Hot tubs cost a fortune to run, or do they?

If you have had your tub for many years it may be consuming a lot of power just like an old appliance, but with new technology comes better efficiency.  A quality new tub will consume about a dollar’s worth of electricity per day, that’s with more jets, and better filtration. When buying a new tub we recommend investing in full foam insulation, and a 4”-5” thick cover. This will ensure that your tub does not use power needlessly to keep up to temperature. Many new tubs are equipped with standard, economy, and sleep modes. Standard mode will heat your tub whenever the preset temperature drops. Economy mode will heat your tub only during a filtration cycle. Often tub owners who soak at a regular time of day, will set the filtration cycle to end just before. This ensures that the temp is up and the water has been refreshed recently.  Sleep mode is great if you go away on holiday, or know you won’t be using it for a few days. It reduces the temp by about 20 degrees which saves power, but keeps it within the range needed for your chemicals to stay active, and for pipes not to freeze.

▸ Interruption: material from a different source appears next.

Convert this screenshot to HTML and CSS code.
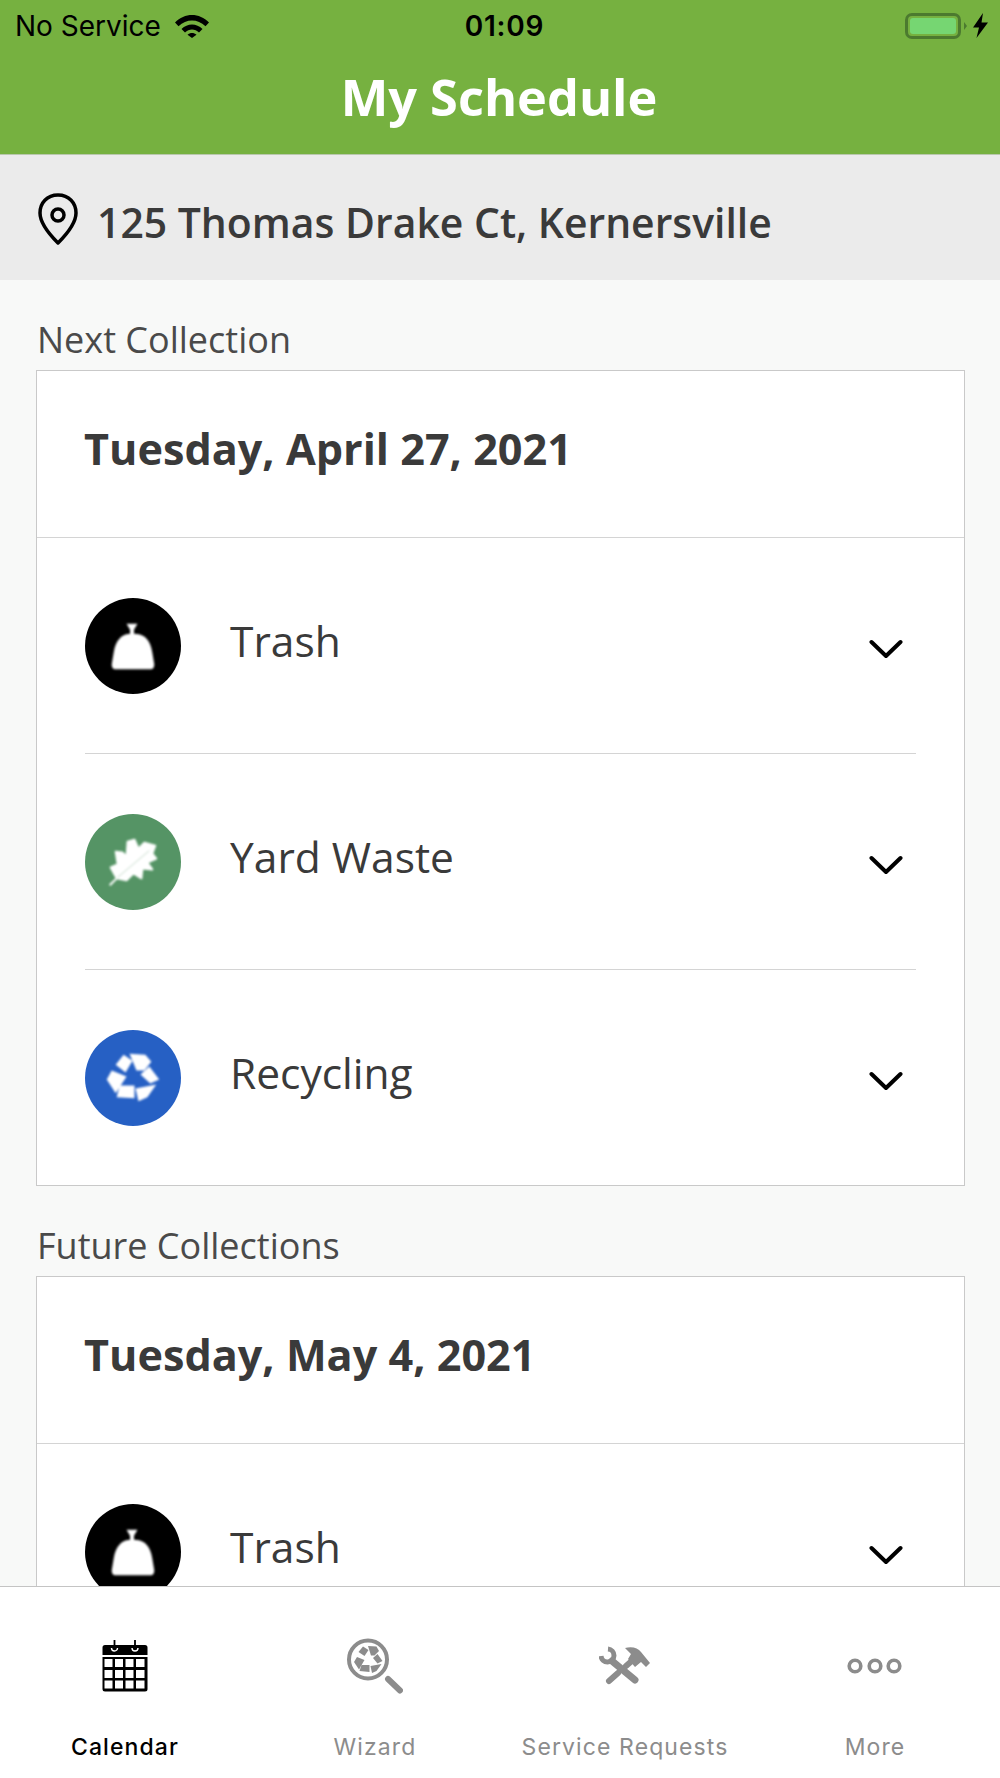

  A thick, snug fitting, well maintained cover is going to make a big difference in costs as well. Treat it gently as the foam inside can break, once it’s broken it will start to absorb water quickly which will reduce its efficiency, and make it hard to lift. Remember that a thicker cover has better structure to withstand the many ups and downs of regular use. If your cover is still in great shape a good practice is to take it off on a hot day, carefully stand it against a wall, and let the sun dry it out. Time it around a tub cleaning day. Also make sure to treat the outside of it with a product that protects the material such as armor-all. Use it regularly to maintain the fabrics integrity. If your cover is broken you have a couple options. Foam inserts can be purchased if the cover material is in good shape ie: no nicks, cuts, tears, or areas that have absorbed water. (When the fabric has absorbed water it will start to get thick, and out of shape), or buy a completely new one. There isn’t a huge difference in price, but you may feel better reducing your waste.
   Depending on the original quality of your tub you may get 15-20 years out of it, but as with any equipment that has moving parts, over time maintenance will be a factor. Finding parts for tubs older than 10 years can be frustrating, especially if the company is no longer in business. Once one component goes, you may soon be looking at replacing everything part by part.
To ensure your investment lasts as long as possible, follow these simple guidelines:
1.       Buy a quality tub from a reputable dealer to start with. Those on line bargains may end up costing you more in the long run.
2.       Select full foam insulation. This option keeps heat in which will save you money, and your pumps don’t have to work as hard. It also stabilizes the hoses that run to the jets, halting movement around connections when the pumps kick in.
3.       The thicker the cover the better your tub is protected, and the less likely it is to break. Use a fabric protector on it regularly to maintain its integrity.
4.       Check your water chemistry regularly. Scale and unbalanced PH will damage your tub and its components within a short time.
5.       Protect your investment. Clean your tub regularly. Look for wear and tear that could be caught sooner, rather than later. If the cabinet isn’t synthetic then keep the wood painted or stained.
6.       Consider putting a gazebo over your tub if it’s under conifer trees. Needles can be very damaging when they get into the filtration system.
7.       If your tub is in a windy or exposed area, a screen or fence can be beneficial in reducing heating costs, as well as protecting it from the environment.